■ GOAL
Report the count of lines where the string "styled" appears, and nothing else.

■ DATA ROWS

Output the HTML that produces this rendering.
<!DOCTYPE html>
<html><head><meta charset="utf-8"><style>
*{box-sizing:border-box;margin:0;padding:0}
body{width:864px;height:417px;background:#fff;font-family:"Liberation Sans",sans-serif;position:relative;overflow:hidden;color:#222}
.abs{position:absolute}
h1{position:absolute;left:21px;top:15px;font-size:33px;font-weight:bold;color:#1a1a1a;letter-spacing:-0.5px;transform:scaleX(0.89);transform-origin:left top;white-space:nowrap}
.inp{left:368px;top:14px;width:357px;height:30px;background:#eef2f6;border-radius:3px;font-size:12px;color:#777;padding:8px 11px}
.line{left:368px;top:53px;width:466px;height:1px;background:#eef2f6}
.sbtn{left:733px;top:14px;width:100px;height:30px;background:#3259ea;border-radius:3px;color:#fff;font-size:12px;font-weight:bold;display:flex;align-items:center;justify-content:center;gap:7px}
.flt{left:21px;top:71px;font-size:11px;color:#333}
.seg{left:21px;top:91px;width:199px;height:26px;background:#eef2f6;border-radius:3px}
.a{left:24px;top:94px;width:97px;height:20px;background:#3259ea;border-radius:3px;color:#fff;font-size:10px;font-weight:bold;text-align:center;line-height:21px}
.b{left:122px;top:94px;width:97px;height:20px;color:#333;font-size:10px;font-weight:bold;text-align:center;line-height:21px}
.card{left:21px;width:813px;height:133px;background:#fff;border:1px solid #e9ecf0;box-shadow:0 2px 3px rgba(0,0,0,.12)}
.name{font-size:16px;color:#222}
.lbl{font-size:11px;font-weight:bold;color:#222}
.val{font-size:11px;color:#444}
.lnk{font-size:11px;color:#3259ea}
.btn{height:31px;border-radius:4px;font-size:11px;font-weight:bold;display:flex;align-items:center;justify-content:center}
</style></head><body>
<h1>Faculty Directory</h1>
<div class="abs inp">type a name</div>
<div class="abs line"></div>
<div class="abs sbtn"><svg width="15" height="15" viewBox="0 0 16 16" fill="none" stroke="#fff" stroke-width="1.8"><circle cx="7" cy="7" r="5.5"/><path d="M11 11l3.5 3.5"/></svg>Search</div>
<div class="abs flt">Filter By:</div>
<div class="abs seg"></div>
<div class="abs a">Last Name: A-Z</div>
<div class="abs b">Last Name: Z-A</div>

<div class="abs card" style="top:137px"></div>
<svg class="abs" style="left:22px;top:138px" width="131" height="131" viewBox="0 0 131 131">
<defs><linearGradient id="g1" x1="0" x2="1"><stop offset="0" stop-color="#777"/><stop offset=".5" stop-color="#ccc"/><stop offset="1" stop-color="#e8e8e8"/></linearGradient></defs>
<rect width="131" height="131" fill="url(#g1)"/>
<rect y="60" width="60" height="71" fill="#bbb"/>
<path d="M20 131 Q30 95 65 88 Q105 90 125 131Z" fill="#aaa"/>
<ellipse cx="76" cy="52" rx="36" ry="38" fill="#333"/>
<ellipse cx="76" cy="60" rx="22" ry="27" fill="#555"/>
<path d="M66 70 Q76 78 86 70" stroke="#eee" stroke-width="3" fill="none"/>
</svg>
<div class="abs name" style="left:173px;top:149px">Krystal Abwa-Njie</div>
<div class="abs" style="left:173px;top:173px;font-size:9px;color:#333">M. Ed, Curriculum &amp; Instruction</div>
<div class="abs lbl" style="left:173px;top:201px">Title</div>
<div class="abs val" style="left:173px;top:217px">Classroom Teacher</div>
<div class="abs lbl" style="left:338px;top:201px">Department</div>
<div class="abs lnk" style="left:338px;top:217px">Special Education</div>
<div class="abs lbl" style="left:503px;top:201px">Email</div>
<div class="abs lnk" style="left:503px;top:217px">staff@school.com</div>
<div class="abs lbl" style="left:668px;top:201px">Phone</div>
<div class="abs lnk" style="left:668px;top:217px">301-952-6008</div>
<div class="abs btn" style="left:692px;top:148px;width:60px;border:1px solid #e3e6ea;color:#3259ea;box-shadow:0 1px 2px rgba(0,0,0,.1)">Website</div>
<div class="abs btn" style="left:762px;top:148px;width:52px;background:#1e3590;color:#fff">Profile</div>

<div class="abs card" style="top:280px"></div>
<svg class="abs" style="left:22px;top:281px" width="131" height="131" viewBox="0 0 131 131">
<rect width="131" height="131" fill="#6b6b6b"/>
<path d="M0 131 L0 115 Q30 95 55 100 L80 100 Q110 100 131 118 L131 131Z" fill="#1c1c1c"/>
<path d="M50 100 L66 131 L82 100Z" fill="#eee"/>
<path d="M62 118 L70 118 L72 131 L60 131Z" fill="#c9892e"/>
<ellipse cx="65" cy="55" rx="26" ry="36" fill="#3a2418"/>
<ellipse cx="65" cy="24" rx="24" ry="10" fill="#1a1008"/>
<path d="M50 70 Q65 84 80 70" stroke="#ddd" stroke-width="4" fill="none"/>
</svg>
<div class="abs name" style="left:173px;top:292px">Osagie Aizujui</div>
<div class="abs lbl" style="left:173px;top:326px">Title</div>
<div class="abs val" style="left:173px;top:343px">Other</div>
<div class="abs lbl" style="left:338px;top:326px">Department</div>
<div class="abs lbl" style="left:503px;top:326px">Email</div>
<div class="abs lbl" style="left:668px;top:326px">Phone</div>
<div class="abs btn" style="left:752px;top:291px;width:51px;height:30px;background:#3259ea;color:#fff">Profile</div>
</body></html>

* * *

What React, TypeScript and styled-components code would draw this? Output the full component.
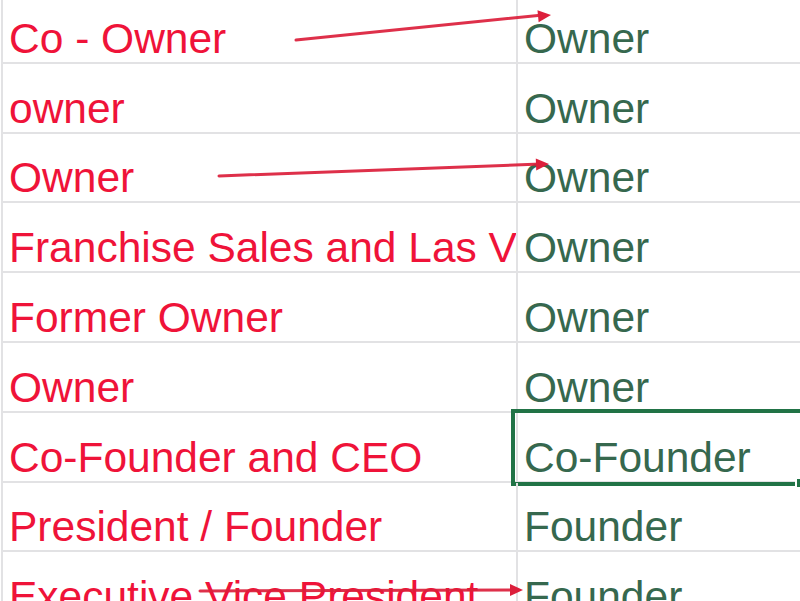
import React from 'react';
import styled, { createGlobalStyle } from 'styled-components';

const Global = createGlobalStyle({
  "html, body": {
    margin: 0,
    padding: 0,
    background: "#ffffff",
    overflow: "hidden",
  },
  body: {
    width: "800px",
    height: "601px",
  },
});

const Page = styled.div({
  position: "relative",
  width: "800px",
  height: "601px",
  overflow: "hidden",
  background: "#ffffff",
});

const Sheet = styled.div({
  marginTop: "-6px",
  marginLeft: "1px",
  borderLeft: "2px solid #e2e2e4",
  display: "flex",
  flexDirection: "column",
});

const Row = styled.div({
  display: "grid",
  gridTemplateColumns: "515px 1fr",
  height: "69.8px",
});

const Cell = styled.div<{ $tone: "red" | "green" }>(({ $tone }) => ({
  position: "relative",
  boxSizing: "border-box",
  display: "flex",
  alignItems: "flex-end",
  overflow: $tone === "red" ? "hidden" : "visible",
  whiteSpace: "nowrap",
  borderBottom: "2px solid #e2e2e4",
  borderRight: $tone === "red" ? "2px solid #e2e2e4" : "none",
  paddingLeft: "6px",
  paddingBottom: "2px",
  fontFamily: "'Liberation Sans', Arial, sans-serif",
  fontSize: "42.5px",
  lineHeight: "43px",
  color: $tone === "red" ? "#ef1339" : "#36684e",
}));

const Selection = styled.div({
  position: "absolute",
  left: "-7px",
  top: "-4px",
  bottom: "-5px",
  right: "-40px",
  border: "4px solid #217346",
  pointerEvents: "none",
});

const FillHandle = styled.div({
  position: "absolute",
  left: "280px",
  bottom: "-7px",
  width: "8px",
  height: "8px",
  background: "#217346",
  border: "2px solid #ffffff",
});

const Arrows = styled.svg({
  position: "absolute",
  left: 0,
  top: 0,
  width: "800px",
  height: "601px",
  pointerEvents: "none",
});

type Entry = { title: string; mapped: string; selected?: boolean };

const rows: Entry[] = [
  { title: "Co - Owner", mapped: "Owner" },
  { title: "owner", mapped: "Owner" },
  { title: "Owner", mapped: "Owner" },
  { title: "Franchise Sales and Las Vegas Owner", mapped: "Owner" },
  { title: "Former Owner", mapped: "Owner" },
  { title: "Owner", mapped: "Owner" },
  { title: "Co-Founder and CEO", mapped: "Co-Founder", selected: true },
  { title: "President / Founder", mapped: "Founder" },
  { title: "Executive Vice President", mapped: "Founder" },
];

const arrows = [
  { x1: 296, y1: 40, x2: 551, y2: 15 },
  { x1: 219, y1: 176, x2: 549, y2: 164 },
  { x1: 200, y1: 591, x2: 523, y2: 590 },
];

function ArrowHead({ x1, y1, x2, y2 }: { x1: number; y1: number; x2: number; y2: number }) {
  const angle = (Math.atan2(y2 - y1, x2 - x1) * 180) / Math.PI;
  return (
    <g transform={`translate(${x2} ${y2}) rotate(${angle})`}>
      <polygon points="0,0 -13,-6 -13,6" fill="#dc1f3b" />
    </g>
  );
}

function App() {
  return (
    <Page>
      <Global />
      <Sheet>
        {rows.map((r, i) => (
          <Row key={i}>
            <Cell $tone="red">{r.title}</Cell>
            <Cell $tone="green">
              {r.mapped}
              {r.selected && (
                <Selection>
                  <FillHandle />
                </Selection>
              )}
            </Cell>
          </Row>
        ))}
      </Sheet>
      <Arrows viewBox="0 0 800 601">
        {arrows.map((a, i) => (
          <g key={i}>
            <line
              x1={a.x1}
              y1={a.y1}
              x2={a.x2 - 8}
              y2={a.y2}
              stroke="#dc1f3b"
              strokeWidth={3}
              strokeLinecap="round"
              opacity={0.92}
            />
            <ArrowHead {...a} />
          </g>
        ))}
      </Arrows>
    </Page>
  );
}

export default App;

■ ANSWER TO THIS EXERCISE
9